“One of the things the independence movement hates most is that left-leaning people are against them…”

With the separatist Catalan government claiming that 90%, of 43% of the electorate, voted for independence, and ahead of a week of further uncertainty for all of Spain, the BBC’s Patrick Jackson gives a voice to some young Catalan Spaniards – some of whose views may, or may not, sound familiar…  ANYhoo… Here’s a lengthy excerpt from the BBC report.

“We feel Catalan and Spanish and I’m not going to allow independence supporters to take my culture away,” says David.

“I am who I am thanks to all of Spain, not only Catalonia. Catalonia is my home but the rest of Spain defines my personality as well.

“In Spain we’ve got lots of amazing things which make all of us better people, and nobody has the right to remove those things from our lives.”

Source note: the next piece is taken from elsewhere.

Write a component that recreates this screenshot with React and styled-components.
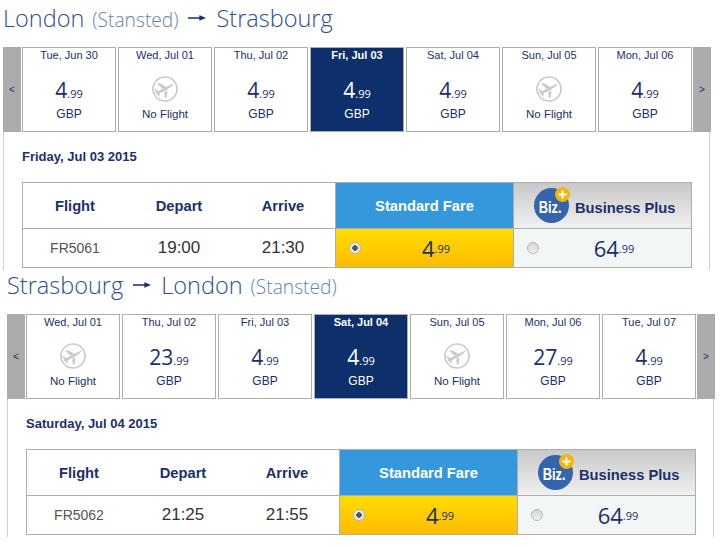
import React from 'react';
import styled, { createGlobalStyle } from 'styled-components';

const navy = '#1b2f6b';

const GlobalStyle = createGlobalStyle`
body{
    margin:0;
    background:#fff;
    font-family:"Liberation Sans", Arial, sans-serif;
    color:${navy};
}
`;

const Page = styled.div`
width:720px;
height:548px;
overflow:hidden;
`;

const Section = styled.section`
width:707px;
margin-left:${p => p.$left}px;
margin-top:${p => p.$top}px;
`;

const Title = styled.h2`
display:flex;
align-items:center;
gap:10px;
height:47px;
margin:0;
padding-bottom:12px;
box-sizing:border-box;
font-family:"Open Sans", sans-serif;
font-weight:300;
font-size:23.5px;
color:#2f4f90;
white-space:nowrap;
`;

const Airport = styled.span`
font-size:19.2px;
color:#6583b4;
margin-left:8px;
`;

const Place = styled.span`
display:inline-flex;
align-items:baseline;
`;

const Strip = styled.div`
display:flex;
height:85px;
`;

const Arrow = styled.div`
display:flex;
align-items:center;
justify-content:center;
width:18px;
flex:none;
margin-right:${p => p.$side === 'left' ? 1 : 0}px;
margin-left:${p => p.$side === 'right' ? 1 : 0}px;
background:#acacac;
font-size:10px;
color:${navy};
`;

const Days = styled.div`
display:flex;
gap:2px;
`;

const DayCard = styled.div`
display:flex;
flex-direction:column;
align-items:center;
width:94px;
box-sizing:border-box;
border:1px solid #aeaeae;
background:${p => p.$active ? '#0d2f6b' : '#fff'};
color:${p => p.$active ? '#fff' : navy};
`;

const DayName = styled.div`
height:14px;
line-height:14px;
font-size:11px;
font-weight:${p => p.$active ? 700 : 400};
white-space:nowrap;
`;

const DayPrice = styled.div`
margin-top:16px;
height:24px;
line-height:24px;
font-family:"Open Sans", sans-serif;
font-size:21px;
white-space:nowrap;
`;

const Cents = styled.span`
font-size:${p => p.$size || 11}px;
`;

const Currency = styled.div`
margin-top:5px;
line-height:14px;
font-size:12px;
`;

const NoFlightIcon = styled.svg`
display:block;
width:28px;
height:28px;
margin-top:13px;
`;

const NoFlightText = styled.div`
margin-top:4px;
line-height:14px;
font-size:11.5px;
`;

const Panel = styled.div`
height:138px;
box-sizing:border-box;
padding:0 17px 0 18px;
border-left:1px solid #d0d0d0;
border-right:1px solid #d0d0d0;
`;

const DateLine = styled.div`
height:50px;
padding-top:17px;
box-sizing:border-box;
font-size:13px;
font-weight:700;
white-space:nowrap;
`;

const Table = styled.div`
display:grid;
grid-template-columns:104px 104px 104px 178px 178px;
grid-template-rows:46px 38px;
width:670px;
box-sizing:border-box;
border:1px solid #aeaeae;
`;

const HeadCell = styled.div`
display:flex;
align-items:center;
justify-content:center;
box-sizing:border-box;
border-bottom:1px solid #aeaeae;
font-size:14.7px;
font-weight:700;
`;

const FareHead = styled(HeadCell)`
background:#3598dc;
color:#fff;
border-left:1px solid #aeaeae;
`;

const BusinessHead = styled(HeadCell)`
justify-content:flex-start;
gap:6px;
padding-left:20px;
background:linear-gradient(#c9c9c9, #f0f0f0);
border-left:1px solid #aeaeae;
`;

const BusinessLabel = styled.span`
padding-top:5px;
`;

const BizLogo = styled.div`
position:relative;
display:flex;
align-items:center;
justify-content:center;
width:35px;
height:35px;
padding:4px 3px 0 0;
box-sizing:border-box;
border-radius:50%;
background:#3563ae;
color:#fff;
font-size:17px;
font-weight:700;
`;

const BizText = styled.span`
display:block;
transform:scaleX(0.76);
`;

const BizBadge = styled.svg`
position:absolute;
top:-1px;
right:-1px;
width:15px;
height:15px;
`;

const Cell = styled.div`
display:flex;
align-items:center;
justify-content:center;
font-size:${p => p.$size}px;
color:${p => p.$color};
`;

const FareCell = styled.div`
position:relative;
display:flex;
align-items:center;
justify-content:center;
padding-left:23px;
border-left:1px solid #aeaeae;
background:${p => p.$selected ? 'linear-gradient(#ffdd00, #ffbb00)' : '#f3f6f7'};
font-family:"Open Sans", sans-serif;
font-size:22px;
color:${navy};
`;

const Radio = styled.span`
position:absolute;
left:13px;
top:13px;
width:12px;
height:12px;
box-sizing:border-box;
border:1px solid #b5b5b5;
border-radius:50%;
background:${p => p.$checked
        ? 'radial-gradient(circle, #555 0, #555 2.5px, #e8e8e8 3px)'
        : 'linear-gradient(#d6d6d6, #eee)'};
`;

const PlaneSlash = () => (
    <NoFlightIcon viewBox="0 0 28 28">
        <circle cx="14" cy="14" r="12" fill="#fff" stroke="#cacaca" strokeWidth="1.7" />
        <g transform="rotate(-28 14 14)" fill="#cacaca">
            <path d="M4 14c0-.7.6-1.2 1.3-1.2h15.2c1.4 0 3.5.5 3.5 1.2s-2.1 1.2-3.5 1.2H5.3C4.6 15.2 4 14.7 4 14z" />
            <path d="M16.5 13l-4.7-7h-2l2.3 7zM16.5 15l-4.7 7h-2l2.3-7z" />
            <path d="M7.5 13L5.3 9.6H4l.9 3.4zM7.5 15l-2.2 3.4H4l.9-3.4z" />
        </g>
        <path stroke="#fff" strokeWidth="1" d="M6 23L24 9" />
    </NoFlightIcon>
);

const Day = ({ day }) => (
    <DayCard $active={day.active}>
        <DayName $active={day.active}>{day.label}</DayName>
        {day.price ? (
            <>
                <DayPrice>{day.price}<Cents>.99</Cents></DayPrice>
                <Currency>GBP</Currency>
            </>
        ) : (
            <>
                <PlaneSlash />
                <NoFlightText>No Flight</NoFlightText>
            </>
        )}
    </DayCard>
);

const Flight = ({ flight }) => (
    <Section $left={flight.left} $top={flight.top}>
        <Title>
            {flight.title[0]}
            <svg width="18" height="8" viewBox="0 0 18 8"><path d="M0 4h14M12 2.2L16.5 4 12 5.8z" stroke="#1b2f6b" strokeWidth="1.3" fill="#1b2f6b" /></svg>
            {flight.title[1]}
        </Title>
        <Strip>
            <Arrow $side="left">&lt;</Arrow>
            <Days>
                {flight.days.map((day, index) => <Day key={index} day={day} />)}
            </Days>
            <Arrow $side="right">&gt;</Arrow>
        </Strip>
        <Panel>
            <DateLine>{flight.date}</DateLine>
            <Table>
                <HeadCell>Flight</HeadCell>
                <HeadCell>Depart</HeadCell>
                <HeadCell>Arrive</HeadCell>
                <FareHead>Standard Fare</FareHead>
                <BusinessHead>
                    <BizLogo>
                        <BizText>Biz.</BizText>
                        <BizBadge viewBox="0 0 15 15">
                            <circle cx="7.5" cy="7.5" r="7.5" fill="#f2b70d" />
                            <path d="M7.5 3.5v8M3.5 7.5h8" stroke="#fff" strokeWidth="2" />
                        </BizBadge>
                    </BizLogo>
                    <BusinessLabel>Business Plus</BusinessLabel>
                </BusinessHead>
                <Cell $size={14} $color="#555">{flight.number}</Cell>
                <Cell $size={17} $color="#333">{flight.depart}</Cell>
                <Cell $size={17} $color="#333">{flight.arrive}</Cell>
                <FareCell $selected>
                    <Radio $checked />
                    4<Cents $size={11}>.99</Cents>
                </FareCell>
                <FareCell>
                    <Radio />
                    64<Cents $size={11}>.99</Cents>
                </FareCell>
            </Table>
        </Panel>
    </Section>
);

const London = () => <Place>London<Airport>(Stansted)</Airport></Place>;

const flights = [
    {
        left: 3,
        top: 0,
        title: [<London key="l" />, 'Strasbourg'],
        date: 'Friday, Jul 03 2015',
        number: 'FR5061',
        depart: '19:00',
        arrive: '21:30',
        days: [
            { label: 'Tue, Jun 30', price: '4' },
            { label: 'Wed, Jul 01' },
            { label: 'Thu, Jul 02', price: '4' },
            { label: 'Fri, Jul 03', price: '4', active: true },
            { label: 'Sat, Jul 04', price: '4' },
            { label: 'Sun, Jul 05' },
            { label: 'Mon, Jul 06', price: '4' },
        ],
    },
    {
        left: 7,
        top: -3,
        title: ['Strasbourg', <London key="l" />],
        date: 'Saturday, Jul 04 2015',
        number: 'FR5062',
        depart: '21:25',
        arrive: '21:55',
        days: [
            { label: 'Wed, Jul 01' },
            { label: 'Thu, Jul 02', price: '23' },
            { label: 'Fri, Jul 03', price: '4' },
            { label: 'Sat, Jul 04', price: '4', active: true },
            { label: 'Sun, Jul 05' },
            { label: 'Mon, Jul 06', price: '27' },
            { label: 'Tue, Jul 07', price: '4' },
        ],
    },
];

const App = () => (
    <Page>
        <GlobalStyle />
        {flights.map((flight, index) => <Flight key={index} flight={flight} />)}
    </Page>
);

export default App;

Sergio fears Catalan Spaniards are being excluded from the future state that independence campaigners advocate.

“The Catalan government currently speaks only in the name of the nationalists, referring to the ‘Catalan country’,” he says.

“The first thing Puigdemont said was ‘the Catalan people are more united than ever’. Not true! The Catalan people are more divided than ever but as he only addressed one part of the people, obviously those are united.

“But beware that we too are united.”

“Some of us feel insecure because if you take the Catalan flag you are a democrat, but if you take the Spanish one, you are a fascist,” Juan says.

“I don’t like flags, any of them,” he goes on.

“It is not politically correct to say that you feel Spanish if you want to be ‘progressive’ or a democrat. One of the things the independence movement hates most is that left-leaning people are against them, which I think is really coherent because parties of the left are historically internationalist, not nationalist.”

“Just opening your mouth doesn’t make you a fascist,” says David.

It should be said that the CUP, the junior and more volatile partner in the separatist alliance, is an anti-capitalist party, and independence campaigners have sought to portray their cause as being above traditional party politics.

“All of Spain helped build Catalonia’s powerful industries, subsidising its goods,” Dani says.

“Are they really saying they are morally superior, that only in Catalonia people know what democracy is?

“For years they’ve been saying ‘Spain is stealing from us’ but can you call 40 million people thieves after they paid for the 1992 Summer Olympic Games in Barcelona, for example?”